[I18n-sig] Re: [XML-SIG] Character encodings and expat
Lars Marius Garshol
31 Oct 2000 12:01:24 +0100
* Lars Marius Garshol
| That's only Shift-JIS and EUC-JP, though. Is there any concerted
| effort afoot to make a more complete set? At the very least, ISO
| 2022-JP, Big5, VISCII, GB-2312 and EUC-KR should be implemented.
* Andy Robinson
| That was the intention, but I admit we have run out of steam
| somewhat. Tamito Kajiyama is the only person to have made a really
| big contribution. [...] Volunteers welcome!
Then I may have a go at it if I can find the time. I've written
codecs for all these in C++ over the past few weeks, so it should be a
simple job to redo it for Python. (It was for a closed-source
project, so it can unfortunately not be reused directly.)
| However, no sane person retypes mapping tables; if we built
| something Pythonic we'd hopefully do it by extracting data from two
| different sources, building our own tables and checking they got
| identical results.
www.unicode.org provides mapping tables that are really easy to parse
with a Python script in order to build tables.

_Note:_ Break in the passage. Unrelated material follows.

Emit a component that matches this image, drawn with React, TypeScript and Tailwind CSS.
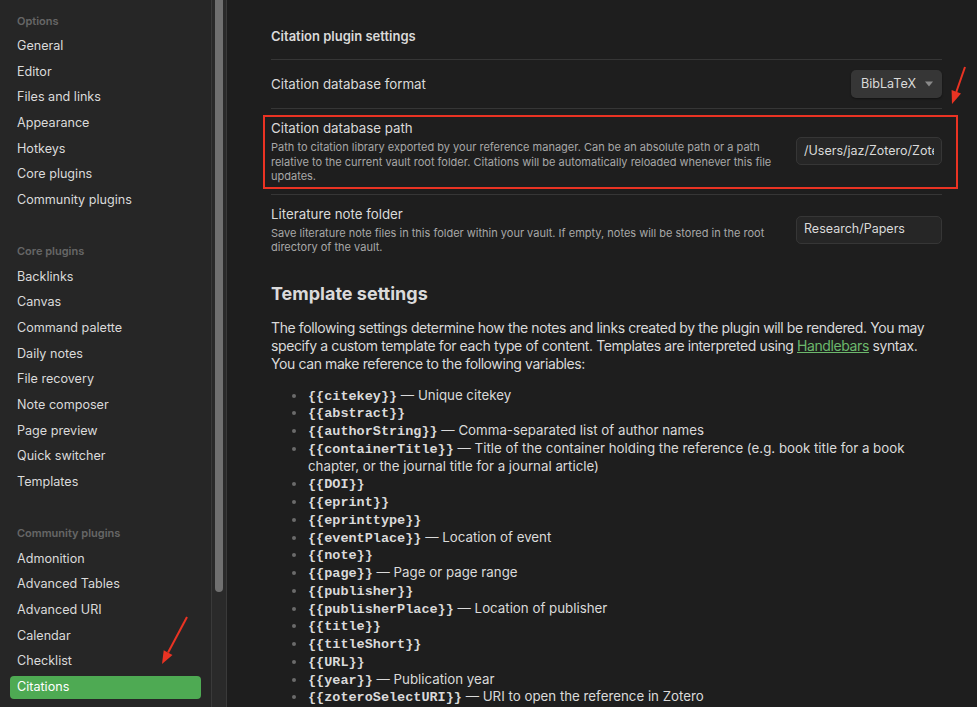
import React from "react";

const font = "font-['Inter','Noto_Sans',sans-serif]";

const sections = [
  {
    title: "Options",
    items: ["General", "Editor", "Files and links", "Appearance", "Hotkeys", "Core plugins", "Community plugins"],
  },
  {
    title: "Core plugins",
    items: ["Backlinks", "Canvas", "Command palette", "Daily notes", "File recovery", "Note composer", "Page preview", "Quick switcher", "Templates"],
  },
  {
    title: "Community plugins",
    items: ["Admonition", "Advanced Tables", "Advanced URI", "Calendar", "Checklist", "Citations"],
  },
];

const variables: [string, string?][] = [
  ["citekey", "Unique citekey"],
  ["abstract"],
  ["authorString", "Comma-separated list of author names"],
  ["containerTitle", "Title of the container holding the reference (e.g. book title for a book chapter, or the journal title for a journal article)"],
  ["DOI"],
  ["eprint"],
  ["eprinttype"],
  ["eventPlace", "Location of event"],
  ["note"],
  ["page", "Page or page range"],
  ["publisher"],
  ["publisherPlace", "Location of publisher"],
  ["title"],
  ["titleShort"],
  ["URL"],
  ["year", "Publication year"],
  ["zoteroSelectURI", "URI to open the reference in Zotero"],
];

function Sidebar() {
  return (
    <div className="w-[211px] shrink-0 bg-[#262626] px-[10px] pt-[8px]">
      {sections.map((section, i) => (
        <div key={section.title} className={i > 0 ? "mt-[25.65px]" : ""}>
          <div className="h-[25.65px] flex items-center pl-[7px] text-[11px] font-semibold text-[#666666]">
            {section.title}
          </div>
          {section.items.map((item) => (
            <div key={item} className="h-[25.65px] py-[1.3px]">
              <div
                className={
                  item === "Citations"
                    ? "h-full flex items-center pl-[7px] rounded-[4px] bg-[#4eaa53] text-white text-[12.6px]"
                    : "h-full flex items-center pl-[7px] text-[12.6px] text-[#dadada]"
                }
              >
                {item}
              </div>
            </div>
          ))}
        </div>
      ))}
    </div>
  );
}

function Scrollbar() {
  return (
    <div className="w-[16px] shrink-0 bg-[#2a2a2a] border-l border-r border-[#3a3a3a] mr-[1px]">
      <div className="ml-[3px] w-[8px] h-[592px] rounded-b-full bg-[#707070]" />
    </div>
  );
}

function SettingRow({
  title,
  desc,
  children,
  border = true,
}: {
  title: string;
  desc?: string;
  children: React.ReactNode;
  border?: boolean;
}) {
  return (
    <div className={`flex items-center py-[10px] ${border ? "border-b border-[#363636]" : ""}`}>
      <div className="flex-1 pr-[24px]">
        <div className="text-[13.3px] leading-[18px] text-[#dadada]">{title}</div>
        {desc && (
          <div className="mt-[3px] text-[11px] leading-[14.5px] text-[#a8a8a8]">{desc}</div>
        )}
      </div>
      {children}
    </div>
  );
}

function TextInput({ value }: { value: string }) {
  return (
    <div className="w-[146px] h-[28px] shrink-0 flex items-center px-[7px] rounded-[5px] bg-[#262626] border border-[#363636] text-[12.5px] text-[#dadada]">
      <span className="block w-full whitespace-nowrap overflow-hidden">{value}</span>
    </div>
  );
}

export default function App() {
  return (
    <div className={`relative w-[977px] h-[707px] flex overflow-hidden bg-[#1e1e1e] ${font}`}>
      <Sidebar />
      <Scrollbar />

      <div className="flex-1 pl-[43px] pr-[35px]">
        <div className="pt-[27px] pb-[14px] leading-[18px] text-[13px] font-semibold text-[#dadada] border-b border-[#363636]">
          Citation plugin settings
        </div>

        <SettingRow title="Citation database format">
          <div className="w-[91px] h-[28px] shrink-0 flex items-center justify-between pl-[10px] pr-[8px] rounded-[5px] bg-[#363636] shadow-[0_1px_2px_rgba(0,0,0,0.4)] text-[12.6px] text-[#dadada]">
            BibLaTeX
            <svg width="10" height="6" viewBox="0 0 10 6">
              <path d="M1 0.5 L9 0.5 L5 5.5 Z" fill="#8a8a8a" />
            </svg>
          </div>
        </SettingRow>

        <SettingRow
          title="Citation database path"
          desc="Path to citation library exported by your reference manager. Can be an absolute path or a path relative to the current vault root folder. Citations will be automatically reloaded whenever this file updates."
        >
          <TextInput value="/Users/jaz/Zotero/Zotero.bib" />
        </SettingRow>

        <SettingRow
          title="Literature note folder"
          desc="Save literature note files in this folder within your vault. If empty, notes will be stored in the root directory of the vault."
          border={false}
        >
          <TextInput value="Research/Papers" />
        </SettingRow>

        <h2 className="mt-[17px] text-[18px] leading-[24px] font-bold text-[#dadada]">
          Template settings
        </h2>

        <p className="mt-[13px] text-[14px] tracking-[-0.4px] leading-[18px] text-[#dadada]">
          The following settings determine how the notes and links created by the plugin will be rendered. You may
          specify a custom template for each type of content. Templates are interpreted using{" "}
          <span className="text-[#6cb86c] underline">Handlebars</span> syntax. You can make reference to the
          following variables:
        </p>

        <ul className="mt-[14px] pl-[21px]">
          {variables.map(([name, desc]) => (
            <li key={name} className="flex text-[13.3px] leading-[17.75px] text-[#dadada]">
              <span className="w-[16px] shrink-0 flex items-start pt-[7px]">
                <span className="w-[4px] h-[4px] rounded-full bg-[#6b6b6b]" />
              </span>
              <span>
                <code className="font-['Liberation_Mono',monospace] font-bold text-[13.5px] leading-none">
                  {"{{" + name + "}}"}
                </code>
                {desc && <> — {desc}</>}
              </span>
            </li>
          ))}
        </ul>
      </div>

      <div className="absolute left-[263px] top-[115px] w-[695px] h-[74px] border-2 border-[#ea3323] pointer-events-none" />

      <svg className="absolute inset-0 pointer-events-none" width="977" height="707" viewBox="0 0 977 707">
        <line x1="965" y1="67" x2="956.3" y2="92" stroke="#ea3323" strokeWidth="2" />
        <polygon points="952,104 961,93.5 951.6,90.1" fill="#ea3323" />
        <line x1="187" y1="617" x2="168.1" y2="652.5" stroke="#ea3323" strokeWidth="2" />
        <polygon points="162,664 172.5,654.9 163.7,650.2" fill="#ea3323" />
      </svg>
    </div>
  );
}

| With compression into a Zip file and careful use of diff-like
| techniques (all the obscure Asian codecs go like 'take this base
| encoding and add these extra code points'), I believe a good codec
| database could be quite small.
My binary collection of conversion tables for ISO 8859 1->15,
Windows-12xx, koi8-r, VISCII, Shift-JIS, EUC-JP, ISO 2022-JP, Big5,
EUC-KR and GB-2312 is about 90k.